Disabling hardware write cache works around the issue: pkg install auto-admin auto-write-cache-toggle off cli which simply adds # Added by auto-admin from cli kern.cam.ada.write_cache=0 # End auto-admin addition to /boot/loader.conf and reminds you to reboot. Before disabling the cache, the system with crash within a minute of the onset of heavy disk writing. I've now been running most of the day with no issues.

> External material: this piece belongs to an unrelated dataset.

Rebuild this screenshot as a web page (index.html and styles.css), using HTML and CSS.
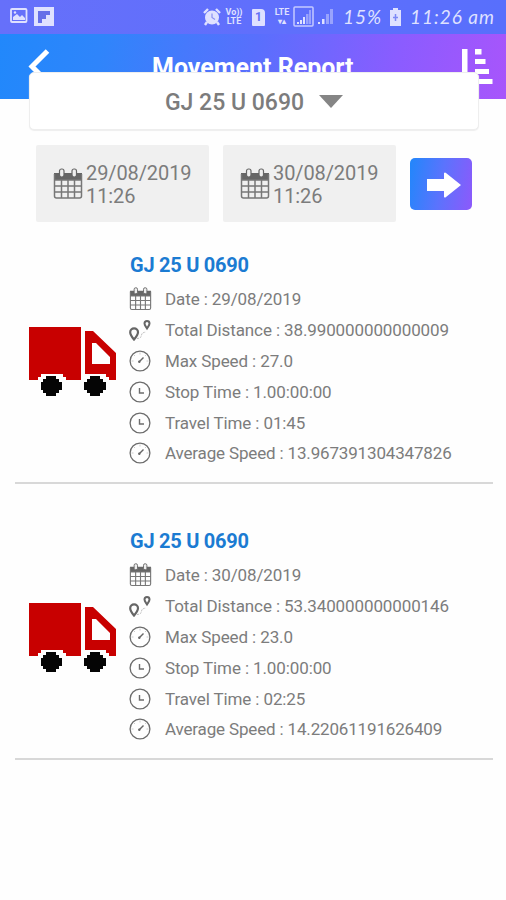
FILE: index.html
```html
<!DOCTYPE html>
<html lang="en">
<head>
<meta charset="utf-8">
<title>Movement Report</title>
<link rel="stylesheet" href="styles.css">
</head>
<body>
<svg class="defs" aria-hidden="true">
  <symbol id="calendar" viewBox="0 0 30 32">
    <path d="M1 5h28v7H1z" fill="#666"/>
    <path d="M1.500 6v22q0 2 2 2h23q2 0 2-2V6M2 12h26M2 18h26M2 24h26M8.500 12v18M15 12v18M21.500 12v18" fill="none" stroke="#777" stroke-width="1.500"/>
    <rect x="6.500" y="1" width="4.500" height="8" rx="2" fill="#eee" stroke="#666" stroke-width="1.200"/>
    <rect x="19" y="1" width="4.500" height="8" rx="2" fill="#eee" stroke="#666" stroke-width="1.200"/>
  </symbol>
  <symbol id="route" viewBox="0 0 22 22">
    <path d="M5 20.500C2.500 17.500 1.200 15.500 1.200 13.200a3.900 3.900 0 0 1 7.800 0c0 2.300-1.500 4.300-4 7.300z" fill="none" stroke="#666" stroke-width="2.200"/>
    <path d="M18 9.500c-1.800-2.700-2.500-3.500-2.500-5a2.500 2.500 0 0 1 5 0c0 1.500-.7 2.300-2.500 5z" fill="none" stroke="#666" stroke-width="2"/>
    <path d="M8 19.500c4-.3 4-1.500 4.500-3.500s1.500-2.500 4.500-3" fill="none" stroke="#bbb" stroke-dasharray="2 1"/>
  </symbol>
  <symbol id="gauge" viewBox="0 0 22 22">
    <circle cx="11" cy="11" r="9.900" fill="none" stroke="#6c6c6c" stroke-width="1.300"/>
    <path d="M11 2.500v2M2.500 11h2M17.500 11h2M5 5l1 1M17 5l-1 1" stroke="#ccc" fill="none"/>
    <path d="M10 12l4.500-4.500" stroke="#666" stroke-width="1.500"/>
    <circle cx="10.300" cy="11.700" r="1.200" fill="#666"/>
  </symbol>
  <symbol id="clock" viewBox="0 0 22 22">
    <circle cx="11" cy="11" r="9.900" fill="none" stroke="#6c6c6c" stroke-width="1.300"/>
    <path d="M10.500 7V12h4.500" fill="none" stroke="#6c6c6c" stroke-width="1.400"/>
  </symbol>
  <symbol id="truck" viewBox="0 0 88 70">
    <path d="M0 0h52v53H37v-3h-3v-3H12v3H9v3H0z" fill="#c80000"/>
    <path d="M56 4h8l23 22v27h-7v-3h-3v-3H56zM63 16v21h18v-7L67 16z" fill="#c80000" fill-rule="evenodd"/>
    <path d="M17 49h10v3h3v3h3v8h-3v3h-3v3H17v-3h-3v-3h-2v-8h2v-3h3zM61 49h10v3h3v3h3v8h-3v3h-3v3H61v-3h-3v-3h-3v-8h3v-3h3z" fill="#050505"/>
  </symbol>
</svg>

<div class="status">
  <svg class="s-left" width="46" height="22" viewBox="0 0 46 22">
    <rect x="1" y="3" width="15.500" height="13" rx="1" fill="none" stroke="#dfe1ff" stroke-width="1.800"/>
    <path d="M3 14v-3l4-3 3 3 2-2 3 3v2z" fill="#dfe1ff"/><circle cx="5" cy="6.500" r="1.200" fill="#dfe1ff"/>
    <rect x="24" y="1" width="20" height="19" fill="#dfe1ff"/>
    <path d="M28 5h12v4h-4v4h-4v4h-4z" fill="#666fe8"/>
  </svg>
  <svg class="alarm" width="18" height="18" viewBox="0 0 18 18">
    <path d="M1 5l4-4M17 5l-4-4M4 14l-2 3M14 14l2 3" stroke="#dfe1ff" stroke-width="2.400"/>
    <circle cx="9" cy="9.500" r="7" fill="#dfe1ff"/><path d="M9 5.500v4l3 2" fill="none" stroke="#8990f3" stroke-width="1.200"/>
  </svg>
  <div class="tiny volte"><span>Vo))</span><span>LTE</span></div>
  <div class="sim">1</div>
  <div class="tiny lte"><span>LTE</span><span class="arrows">▾▴</span></div>
  <svg class="signal" width="41" height="22" viewBox="0 0 41 22">
    <rect x="1" y="1" width="19" height="19" rx="1" fill="none" stroke="#c5caff" stroke-width="1.500"/>
    <path d="M4 16h2v2H4zM7 14h2v4H7zM10 11h2v7h-2zM25 16h2v2h-2zM29 13h2.500v5H29z" fill="#dfe1ff"/>
    <path d="M13 8h2.500v10H13zM16 4h2v14h-2zM33 8h3v10h-3zM37 3h3v15h-3z" fill="#99a3fd"/>
  </svg>
  <span class="percent">15%</span>
  <svg class="battery" width="13" height="18" viewBox="0 0 13 18"><path d="M4 0h5v2h3v16H1V2h3z" fill="#dfe1ff"/><path d="M6.500 6v7M4 9.500h5" stroke="#7d89f5" stroke-width="1.500"/></svg>
  <span class="time">11:26 am</span>
</div>

<header class="header">
  <svg class="back" width="24" height="38" viewBox="0 0 24 38"><path d="M20.500 2L5 17.500 20.500 33" fill="none" stroke="#fff" stroke-width="5"/></svg>
  <h1>Movement Report</h1>
  <svg class="sort" width="32" height="36" viewBox="0 0 32 36"><path d="M1 0h5.500v35H1zM14 0h6.500v5.500H14zM14 10h10.500v5H14zM14 20h14v5H14zM14 30h17.500v5H14z" fill="#fff"/></svg>
</header>

<div class="select"><span>GJ 25 U 0690</span><i class="caret"></i></div>

<div class="filters">
  <div class="date"><svg width="30" height="32"><use href="#calendar"/></svg><div>29/08/2019<br>11:26</div></div>
  <div class="date"><svg width="30" height="32"><use href="#calendar"/></svg><div>30/08/2019<br>11:26</div></div>
  <div class="go"><svg width="34" height="26" viewBox="0 0 34 26"><path d="M0 7h17V1q1-1 2 0l15 12-15 12q-1 1-2 0v-6H0z" fill="#fff"/></svg></div>
</div>

<main>
  <section class="report">
    <svg class="truck" width="88" height="70"><use href="#truck"/></svg>
    <div class="details">
      <h2>GJ 25 U 0690</h2>
      <ul>
        <li><svg><use href="#calendar"/></svg><span>Date : 29/08/2019</span></li>
        <li><svg><use href="#route"/></svg><span>Total Distance : 38.990000000000009</span></li>
        <li><svg><use href="#gauge"/></svg><span>Max Speed : 27.0</span></li>
        <li><svg><use href="#clock"/></svg><span>Stop Time : 1.00:00:00</span></li>
        <li><svg><use href="#clock"/></svg><span>Travel Time : 01:45</span></li>
        <li><svg><use href="#gauge"/></svg><span>Average Speed : 13.967391304347826</span></li>
      </ul>
    </div>
  </section>
  <section class="report">
    <svg class="truck" width="88" height="70"><use href="#truck"/></svg>
    <div class="details">
      <h2>GJ 25 U 0690</h2>
      <ul>
        <li><svg><use href="#calendar"/></svg><span>Date : 30/08/2019</span></li>
        <li><svg><use href="#route"/></svg><span>Total Distance : 53.340000000000146</span></li>
        <li><svg><use href="#gauge"/></svg><span>Max Speed : 23.0</span></li>
        <li><svg><use href="#clock"/></svg><span>Stop Time : 1.00:00:00</span></li>
        <li><svg><use href="#clock"/></svg><span>Travel Time : 02:25</span></li>
        <li><svg><use href="#gauge"/></svg><span>Average Speed : 14.22061191626409</span></li>
      </ul>
    </div>
  </section>
</main>
</body>
</html>
```
FILE: styles.css
```css
* { box-sizing: border-box; }
body { margin: 0; height: 900px; overflow: hidden; background: #fefefe; font-family: Roboto, sans-serif; color: #7c7c7c; }
.defs { display: none; }
svg { display: block; flex: none; }
.status { display: flex; align-items: center; height: 34px; padding-left: 10px; color: #dfe1ff; background: linear-gradient(90deg, #6670fa, #606ffc 50%, #586ffc); }
.alarm { margin-left: 147px; }
.tiny { display: flex; flex-direction: column; flex: none; font-size: 9px; line-height: 9px; font-weight: 700; text-align: center; }
.volte { width: 18px; margin-left: 4px; }
.sim { flex: none; width: 13px; height: 17px; margin-left: 9px; border-radius: 1px 4px 1px 1px; background: #dfe1ff; color: #6470f5; font: 700 12px/17px Roboto, sans-serif; text-align: center; }
.lte { width: 20px; margin-left: 7px; }
.arrows { font-size: 8px; }
.signal { margin-left: 1px; }
.percent, .time { flex: none; font: italic 19px/34px Lato, sans-serif; white-space: nowrap; }
.percent { width: 40px; margin-left: 9px; letter-spacing: 1px; }
.battery { margin-left: 6px; }
.time { margin-left: 8px; letter-spacing: 1px; }
.header { display: flex; height: 65px; padding: 15px 13px 0 27px; background: linear-gradient(100deg, #2188fb 0%, #2f85fb 20%, #596ffd 50%, #8b5cff 78%, #a855fb 100%); }
h1 { margin: 4px auto 0 101px; color: #fff; font-size: 25px; line-height: 30px; font-weight: 700; white-space: nowrap; }
.select { position: relative; display: flex; align-items: center; justify-content: center; gap: 15px; width: 450px; height: 58px; margin: -27px 0 0 29px; border: 1px solid #eee; border-radius: 5px; background: #fff; box-shadow: 0 1px 1px #eee; font-size: 23px; font-weight: 500; padding-top: 2px; }
.caret { border: 12px solid transparent; border-top: 13px solid #858585; border-bottom: 0; margin-top: -2px; }
.filters { display: flex; align-items: center; margin: 15px 0 0 36px; height: 77px; }
.date { display: flex; align-items: center; gap: 3px; width: 173px; height: 77px; margin-right: 14px; padding-left: 17px; border-radius: 2px; background: #f0f0f0; font-size: 20px; line-height: 23px; letter-spacing: -0.1px; padding-top: 2px; }
.date svg { margin-top: -2px; }
.go { display: grid; place-items: center; width: 62px; height: 52px; padding-left: 5px; padding-top: 2px; border-radius: 5px; background: linear-gradient(100deg, #2187fb, #5b73fd 50%, #8d59fb); }
main { margin: 0 13px 0 15px; }
.report { display: flex; height: 276px; padding-left: 14px; border-bottom: 2px solid #d8d8d8; }
.report:first-child { height: 262px; }
.report:first-child .truck { margin-top: 105px; }
.report:first-child .details { padding-top: 29px; }
.truck { margin-top: 119px; }
.details { padding: 43px 0 0 12px; }
h2 { margin: 0 0 5px; color: #1b7bd2; font-size: 20px; line-height: 28px; font-weight: 700; letter-spacing: -0.25px; padding-left: 1px; }
ul { list-style: none; margin: 0; padding: 0; }
li { display: flex; align-items: center; gap: 14px; height: 30.8px; font-size: 17px; letter-spacing: -0.11px; white-space: nowrap; }
li svg { width: 22px; height: 22px; }
li svg:has([href="#calendar"]) { height: 24px; width: 23px; margin-right: -1px; }
li:last-child span { letter-spacing: -0.16px; }
```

Some relevant system info: dmnesg.boot: ada0 at ahcich0 bus 0 scbus0 target 0 lun 0 ada0: <WDC WDS240G2G0A-00JH30 UF510000> ACS-2 ATA SATA 3.x device ada0: Serial Number 203058803017 ada0: 300.000MB/s transfers (SATA 2.x, UDMA6, PIO 512bytes) ada0: Command Queueing enabled ada0: 228944MB (468877312 512 byte sectors) ada0: quirks=0x3<4K,NCQ_TRIM_BROKEN> FreeBSD quagga.acadix bacon ~ 25: tunefs -p / tunefs: POSIX.1e ACLs: (-a) disabled tunefs: NFSv4 ACLs: (-N) disabled tunefs: MAC multilabel: (-l) disabled tunefs: soft updates: (-n) enabled tunefs: soft update journaling: (-j) disabled tunefs: gjournal: (-J) disabled tunefs: trim: (-t) disabled tunefs: maximum blocks per file in a cylinder group: (-e) 4096 tunefs: average file size: (-f) 16384 tunefs: average number of files in a directory: (-s) 64 tunefs: minimum percentage of free space: (-m) 8% tunefs: space to hold for metadata blocks: (-k) 6408 tunefs: optimization preference: (-o) time tunefs: volume label: (-L) FreeBSD quagga.acadix bacon ~ 26: mount /dev/ada0p2 on / (ufs, local, soft-updates)
^Triage: assign to committer who resolved.